Wednesday, March 20, 2013

SV-ALN Meetup: Be Agile. Scale Up. Stay Lean.

Dean Leffingwell
If you are already familiar with the concepts of Agile methodology at the team level, following Dean Leffingwell when he elaborates on the scalability of the Agile framework is a breeze. Such was my experience yesterday when he presented the Scaled Agile Framework™ (SAF) at the SVALN meetup.

The primary ambition of the Scaled Agile Framework is to take the Agile principles to be effective at the enterprise level.

We have already seen several approaches to utilizing hierarchy in using the Agile methodology at the team level. This framework takes the hierarchy, from a team or a project level, to program and portfolio levels, and recognizes the need for non-functional requirements (NFRs), in addition to the user stories that a user would definitely interact with, and recognizes business epics and architectural epics.

Meetup on 19 March 2013.
Several different considerations apply at the project, program and portfolio levels. For instance, at the team level, the recommendation from experience is that the user stories scheduled for an iteration be such that it encourages the development engineer to see the implementation through testing so that, at the end of the iteration, the team has a demonstrable increment in functionality.

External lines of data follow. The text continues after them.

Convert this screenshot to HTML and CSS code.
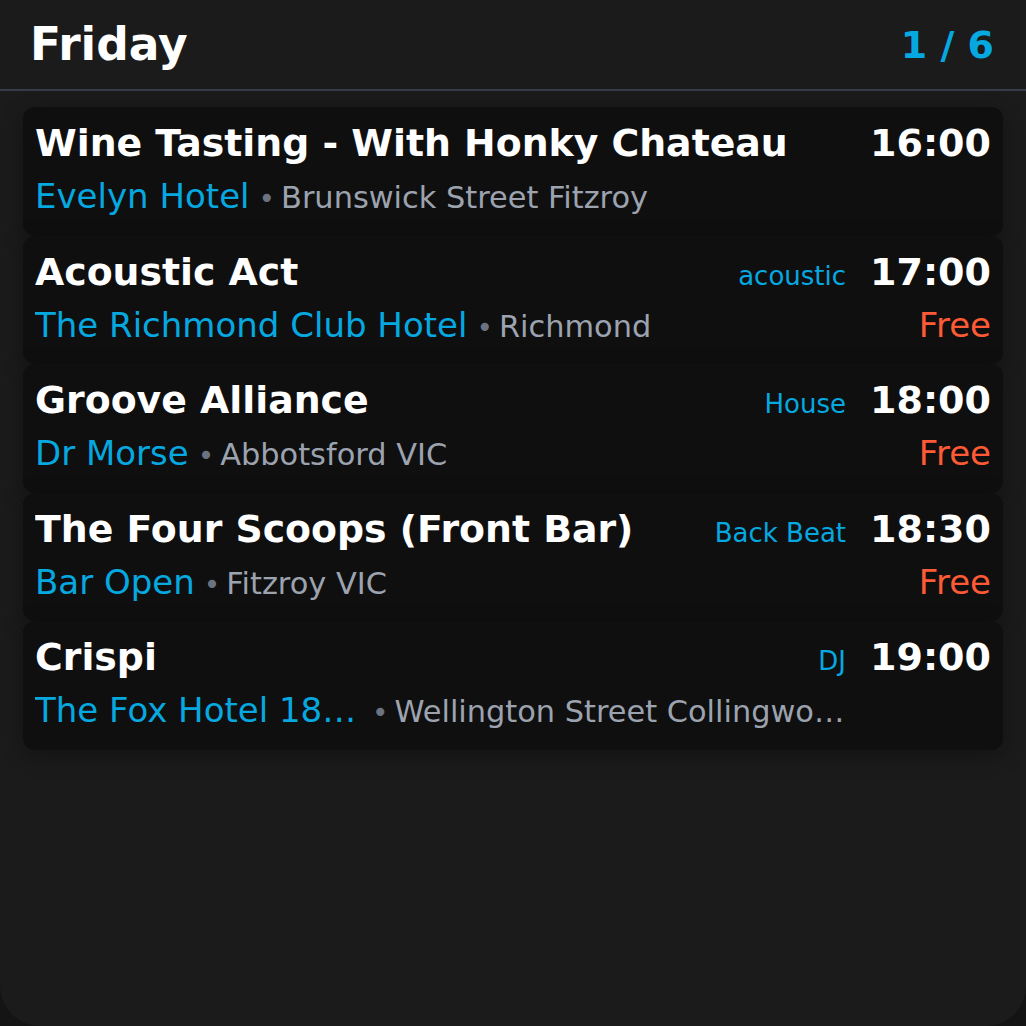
FILE: index.html
```html
<!DOCTYPE html>
<html lang="en">
<head>
<meta charset="utf-8">
<title>Friday</title>
<link rel="stylesheet" href="styles.css">
</head>
<body>
<div class="app">
  <header class="header">
    <h1 class="day">Friday</h1>
    <div class="pager">1 / 6</div>
  </header>
  <main class="list">
    <article class="card">
      <div class="title">Wine Tasting - With Honky Chateau</div>
      <div class="genre"></div>
      <div class="time">16:00</div>
      <div class="where"><span class="venue">Evelyn Hotel</span><span class="sep">•</span><span class="addr">Brunswick Street Fitzroy</span></div>
      <div class="price"></div>
    </article>
    <article class="card">
      <div class="title">Acoustic Act</div>
      <div class="genre">acoustic</div>
      <div class="time">17:00</div>
      <div class="where"><span class="venue">The Richmond Club Hotel</span><span class="sep">•</span><span class="addr">Richmond</span></div>
      <div class="price">Free</div>
    </article>
    <article class="card">
      <div class="title">Groove Alliance</div>
      <div class="genre">House</div>
      <div class="time">18:00</div>
      <div class="where"><span class="venue">Dr Morse</span><span class="sep">•</span><span class="addr">Abbotsford VIC</span></div>
      <div class="price">Free</div>
    </article>
    <article class="card">
      <div class="title">The Four Scoops (Front Bar)</div>
      <div class="genre">Back Beat</div>
      <div class="time">18:30</div>
      <div class="where"><span class="venue">Bar Open</span><span class="sep">•</span><span class="addr">Fitzroy VIC</span></div>
      <div class="price">Free</div>
    </article>
    <article class="card">
      <div class="title">Crispi</div>
      <div class="genre">DJ</div>
      <div class="time">19:00</div>
      <div class="where"><span class="venue venue-limited">The Fox Hotel 187 Wellington Street</span><span class="sep">•</span><span class="addr">Wellington Street Collingwood VIC</span></div>
      <div class="price"></div>
    </article>
  </main>
</div>
</body>
</html>
```

FILE: styles.css
```css
* { box-sizing: border-box; }

html, body {
  margin: 0;
  padding: 0;
  background: #141414;
}

body {
  font-family: "DejaVu Sans", "Liberation Sans", sans-serif;
  color: #ffffff;
}

.app {
  height: 1026px;
  background: #1b1b1b;
  border-radius: 0 0 40px 40px;
  overflow: hidden;
}

.header {
  display: flex;
  align-items: center;
  justify-content: space-between;
  height: 91px;
  padding: 0 32px 0 30px;
  border-bottom: 2px solid #363c48;
}

.day {
  margin: 0;
  font-size: 45.5px;
  font-weight: 700;
  line-height: 56px;
  color: #ffffff;
}

.pager {
  font-size: 38px;
  font-weight: 700;
  line-height: 44px;
  color: #06a8e0;
}

.list {
  display: flex;
  flex-direction: column;
  padding: 16px 23px 0;
}

.card {
  display: grid;
  grid-template-columns: minmax(0, 1fr) auto auto;
  column-gap: 24px;
  row-gap: 11px;
  align-items: baseline;
  padding: 14px 12px 19.5px 12px;
  background: #0f0f0f;
  border-radius: 12px;
  box-shadow: 0 6px 22px rgba(0, 0, 0, 0.3);
}

.title {
  font-size: 37.8px;
  font-weight: 700;
  line-height: 44px;
  white-space: nowrap;
  overflow: hidden;
  text-overflow: ellipsis;
}

.genre {
  font-size: 26px;
  line-height: normal;
  color: #06a8e0;
  text-align: right;
}

.time {
  font-size: 38px;
  font-weight: 700;
  line-height: 44px;
  text-align: right;
}

.where {
  grid-column: 1 / 3;
  display: flex;
  align-items: baseline;
  min-width: 0;
  height: 40px;
  white-space: nowrap;
}

.venue {
  flex: 0 1 auto;
  min-width: 0;
  font-size: 34px;
  line-height: normal;
  color: #06a8e0;
  overflow: hidden;
  text-overflow: ellipsis;
}

.venue-limited {
  max-width: 328px;
}

.sep {
  flex: none;
  margin: 0 6px 0 9px;
  font-size: 28px;
  line-height: normal;
  color: #6b7280;
}

.addr {
  flex: 0 1 auto;
  min-width: 0;
  font-size: 30.4px;
  line-height: normal;
  color: #9ca3af;
  overflow: hidden;
  text-overflow: ellipsis;
}

.price {
  font-size: 34px;
  line-height: 40px;
  color: #ff5a36;
  text-align: right;
}
```
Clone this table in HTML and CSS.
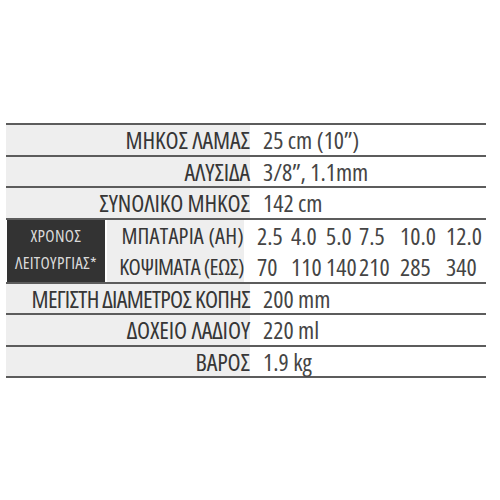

At the team level, you may have 2- or 3-week sprints; a release may occur at a Potentially Shippable Increment (PSI) comprising of work amounting to several sprints; at the portfolio level, there may be a need to synchronize of releases of several products.

Scaled Agile Framework™.
Note also, the scaling is chosen to be described as a 'Scaled' framework, rather than a 'Scalable' framework. You'd have to conclude that an impressive array of enterprises that have adopted SAF is what may be behind that choice.

And, if you believe that organizing the enterprise-level needs to be driven hierarchically, you wonder why anyone would not want adopt a framework such as SAF.